## Task inputs
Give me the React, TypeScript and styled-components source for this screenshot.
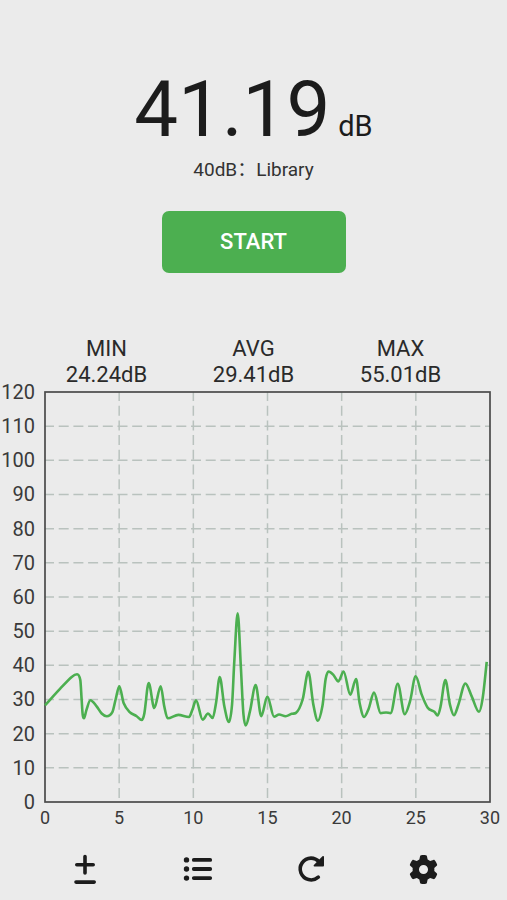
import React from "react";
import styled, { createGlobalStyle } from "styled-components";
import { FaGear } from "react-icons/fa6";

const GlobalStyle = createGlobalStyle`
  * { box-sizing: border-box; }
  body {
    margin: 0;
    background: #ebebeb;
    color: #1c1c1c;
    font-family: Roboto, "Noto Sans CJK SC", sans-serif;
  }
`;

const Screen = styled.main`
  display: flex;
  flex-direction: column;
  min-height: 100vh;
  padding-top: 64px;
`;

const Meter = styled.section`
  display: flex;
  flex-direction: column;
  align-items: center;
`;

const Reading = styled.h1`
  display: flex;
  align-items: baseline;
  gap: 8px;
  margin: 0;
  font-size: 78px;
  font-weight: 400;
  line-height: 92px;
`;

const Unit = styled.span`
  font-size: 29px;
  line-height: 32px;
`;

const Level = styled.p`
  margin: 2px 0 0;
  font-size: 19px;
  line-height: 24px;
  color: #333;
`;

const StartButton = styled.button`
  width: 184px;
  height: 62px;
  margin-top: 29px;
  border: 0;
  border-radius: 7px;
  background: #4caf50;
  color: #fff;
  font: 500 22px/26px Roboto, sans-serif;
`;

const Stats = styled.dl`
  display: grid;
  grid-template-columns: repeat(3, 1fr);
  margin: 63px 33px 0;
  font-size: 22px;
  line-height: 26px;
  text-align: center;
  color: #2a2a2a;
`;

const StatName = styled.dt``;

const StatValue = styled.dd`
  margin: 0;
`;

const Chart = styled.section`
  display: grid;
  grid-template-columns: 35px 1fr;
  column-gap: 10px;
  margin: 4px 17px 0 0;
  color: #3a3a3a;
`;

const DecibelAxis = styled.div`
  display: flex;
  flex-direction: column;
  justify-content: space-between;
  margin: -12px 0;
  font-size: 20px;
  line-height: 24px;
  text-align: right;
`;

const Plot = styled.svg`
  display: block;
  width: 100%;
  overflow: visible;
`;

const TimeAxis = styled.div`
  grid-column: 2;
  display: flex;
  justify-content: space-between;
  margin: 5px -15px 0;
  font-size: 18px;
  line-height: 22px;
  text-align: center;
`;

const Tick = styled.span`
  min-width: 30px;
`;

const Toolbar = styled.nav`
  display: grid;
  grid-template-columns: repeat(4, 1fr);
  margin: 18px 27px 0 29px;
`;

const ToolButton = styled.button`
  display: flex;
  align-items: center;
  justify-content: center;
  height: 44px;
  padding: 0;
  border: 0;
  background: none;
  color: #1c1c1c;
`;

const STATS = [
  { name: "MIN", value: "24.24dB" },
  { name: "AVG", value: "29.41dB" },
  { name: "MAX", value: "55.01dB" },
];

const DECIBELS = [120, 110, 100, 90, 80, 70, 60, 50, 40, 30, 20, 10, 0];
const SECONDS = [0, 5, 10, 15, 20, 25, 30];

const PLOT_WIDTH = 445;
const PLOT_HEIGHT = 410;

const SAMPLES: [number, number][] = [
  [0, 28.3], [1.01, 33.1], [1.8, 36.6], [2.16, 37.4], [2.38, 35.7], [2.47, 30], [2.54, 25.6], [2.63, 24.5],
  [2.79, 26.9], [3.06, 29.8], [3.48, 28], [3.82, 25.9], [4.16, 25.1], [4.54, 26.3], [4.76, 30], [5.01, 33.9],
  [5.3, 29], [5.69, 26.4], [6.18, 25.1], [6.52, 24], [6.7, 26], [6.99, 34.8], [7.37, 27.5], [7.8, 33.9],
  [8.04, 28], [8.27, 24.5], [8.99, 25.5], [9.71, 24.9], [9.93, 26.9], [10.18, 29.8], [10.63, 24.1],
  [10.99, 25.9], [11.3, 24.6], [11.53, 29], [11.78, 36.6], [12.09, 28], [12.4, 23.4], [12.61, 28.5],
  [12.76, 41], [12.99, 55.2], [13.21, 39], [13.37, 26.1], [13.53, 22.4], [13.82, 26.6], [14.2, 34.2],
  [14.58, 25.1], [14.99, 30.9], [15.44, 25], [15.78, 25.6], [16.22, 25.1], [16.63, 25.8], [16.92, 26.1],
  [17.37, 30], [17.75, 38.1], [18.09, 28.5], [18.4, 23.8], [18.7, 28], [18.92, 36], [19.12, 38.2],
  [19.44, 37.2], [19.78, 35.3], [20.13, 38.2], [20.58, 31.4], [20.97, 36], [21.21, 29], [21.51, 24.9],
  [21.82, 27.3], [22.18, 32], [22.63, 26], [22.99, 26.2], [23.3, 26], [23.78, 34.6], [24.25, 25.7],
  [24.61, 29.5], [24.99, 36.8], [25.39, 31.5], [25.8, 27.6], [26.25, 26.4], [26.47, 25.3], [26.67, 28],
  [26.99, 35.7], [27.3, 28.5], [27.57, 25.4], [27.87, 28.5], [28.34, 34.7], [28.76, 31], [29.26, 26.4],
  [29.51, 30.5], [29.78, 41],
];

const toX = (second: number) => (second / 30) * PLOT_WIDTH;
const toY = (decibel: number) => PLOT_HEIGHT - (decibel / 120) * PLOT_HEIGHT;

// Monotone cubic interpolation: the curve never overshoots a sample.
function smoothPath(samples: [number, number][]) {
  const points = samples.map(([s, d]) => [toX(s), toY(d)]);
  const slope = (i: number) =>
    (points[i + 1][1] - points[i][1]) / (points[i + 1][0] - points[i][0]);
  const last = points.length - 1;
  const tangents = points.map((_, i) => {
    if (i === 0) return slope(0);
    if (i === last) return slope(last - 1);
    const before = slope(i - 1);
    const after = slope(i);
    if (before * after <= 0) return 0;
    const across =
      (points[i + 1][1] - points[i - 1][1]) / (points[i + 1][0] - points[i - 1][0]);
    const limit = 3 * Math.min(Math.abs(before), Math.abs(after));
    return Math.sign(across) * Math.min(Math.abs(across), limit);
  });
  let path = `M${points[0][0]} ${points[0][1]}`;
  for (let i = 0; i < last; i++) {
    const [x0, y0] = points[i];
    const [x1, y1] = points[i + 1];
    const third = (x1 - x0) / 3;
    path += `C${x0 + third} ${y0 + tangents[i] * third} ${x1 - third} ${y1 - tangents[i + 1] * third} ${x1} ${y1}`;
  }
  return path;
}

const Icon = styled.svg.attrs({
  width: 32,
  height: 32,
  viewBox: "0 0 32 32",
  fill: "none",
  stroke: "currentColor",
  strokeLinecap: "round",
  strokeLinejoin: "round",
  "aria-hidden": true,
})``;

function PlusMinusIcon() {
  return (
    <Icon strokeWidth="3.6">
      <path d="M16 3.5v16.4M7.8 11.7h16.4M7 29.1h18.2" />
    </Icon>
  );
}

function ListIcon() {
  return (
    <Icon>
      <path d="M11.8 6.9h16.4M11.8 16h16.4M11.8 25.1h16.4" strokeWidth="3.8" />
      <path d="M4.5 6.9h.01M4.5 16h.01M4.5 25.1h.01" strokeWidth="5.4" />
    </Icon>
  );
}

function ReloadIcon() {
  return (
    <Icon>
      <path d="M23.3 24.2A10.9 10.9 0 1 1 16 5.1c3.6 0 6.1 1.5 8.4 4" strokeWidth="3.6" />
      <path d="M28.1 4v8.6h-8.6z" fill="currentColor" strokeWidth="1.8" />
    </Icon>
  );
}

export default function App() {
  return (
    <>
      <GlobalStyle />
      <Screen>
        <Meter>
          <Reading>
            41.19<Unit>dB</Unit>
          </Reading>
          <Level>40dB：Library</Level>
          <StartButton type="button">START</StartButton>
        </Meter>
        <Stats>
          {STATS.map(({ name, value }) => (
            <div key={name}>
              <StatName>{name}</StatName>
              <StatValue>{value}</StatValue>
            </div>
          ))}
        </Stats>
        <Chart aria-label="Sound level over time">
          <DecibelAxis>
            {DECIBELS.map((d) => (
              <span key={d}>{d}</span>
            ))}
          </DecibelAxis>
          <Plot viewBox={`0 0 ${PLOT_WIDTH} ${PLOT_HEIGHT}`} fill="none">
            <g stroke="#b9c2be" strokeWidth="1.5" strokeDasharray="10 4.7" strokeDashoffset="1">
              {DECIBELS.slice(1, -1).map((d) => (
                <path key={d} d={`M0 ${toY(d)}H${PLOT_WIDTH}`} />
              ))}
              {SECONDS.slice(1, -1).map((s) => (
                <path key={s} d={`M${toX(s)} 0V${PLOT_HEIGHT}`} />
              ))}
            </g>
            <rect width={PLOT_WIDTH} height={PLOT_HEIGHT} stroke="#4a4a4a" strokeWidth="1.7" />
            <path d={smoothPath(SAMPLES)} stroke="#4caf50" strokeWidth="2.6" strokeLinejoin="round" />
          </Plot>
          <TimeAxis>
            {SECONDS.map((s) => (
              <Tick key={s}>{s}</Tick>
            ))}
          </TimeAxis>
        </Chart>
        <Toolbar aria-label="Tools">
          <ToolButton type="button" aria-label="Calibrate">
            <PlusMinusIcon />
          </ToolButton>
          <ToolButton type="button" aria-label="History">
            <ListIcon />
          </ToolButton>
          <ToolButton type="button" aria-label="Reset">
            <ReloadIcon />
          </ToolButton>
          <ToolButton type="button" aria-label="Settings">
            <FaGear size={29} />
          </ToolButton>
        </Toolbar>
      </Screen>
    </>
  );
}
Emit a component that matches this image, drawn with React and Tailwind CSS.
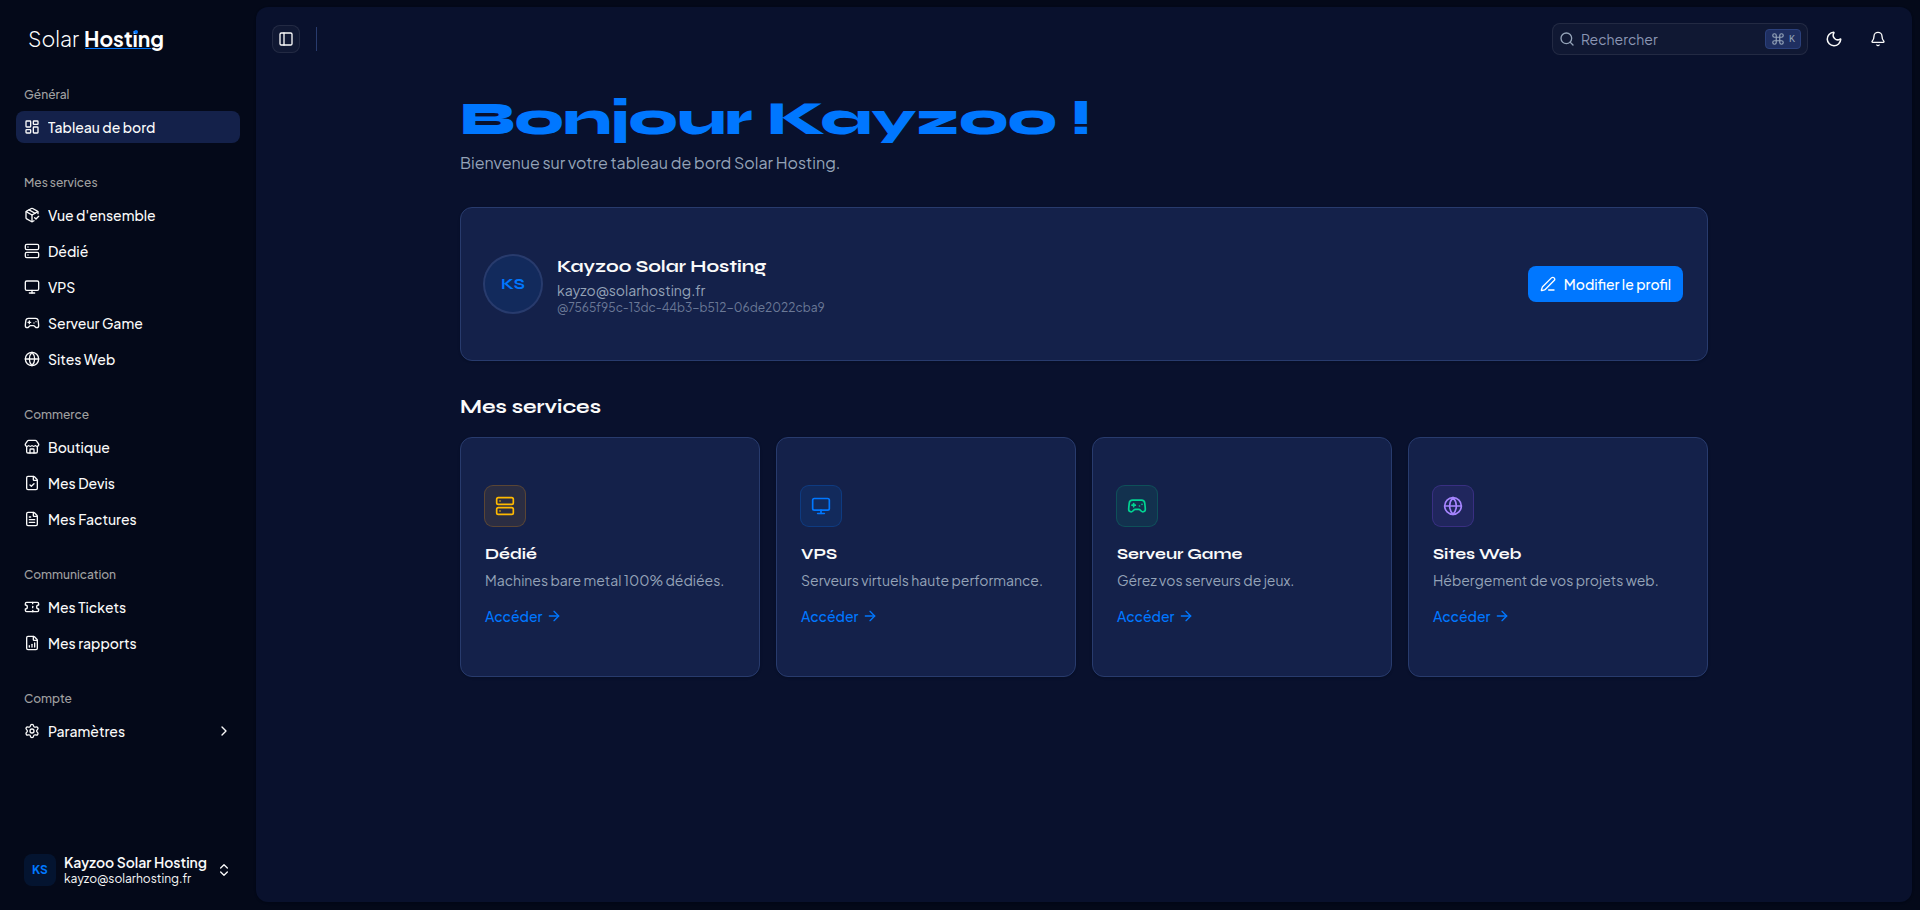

## Requirements
Copy and report every line where the word "components" is present.

## Answer to this task
Give me the React, TypeScript and styled-components source for this screenshot.
import styled, { createGlobalStyle } from "styled-components";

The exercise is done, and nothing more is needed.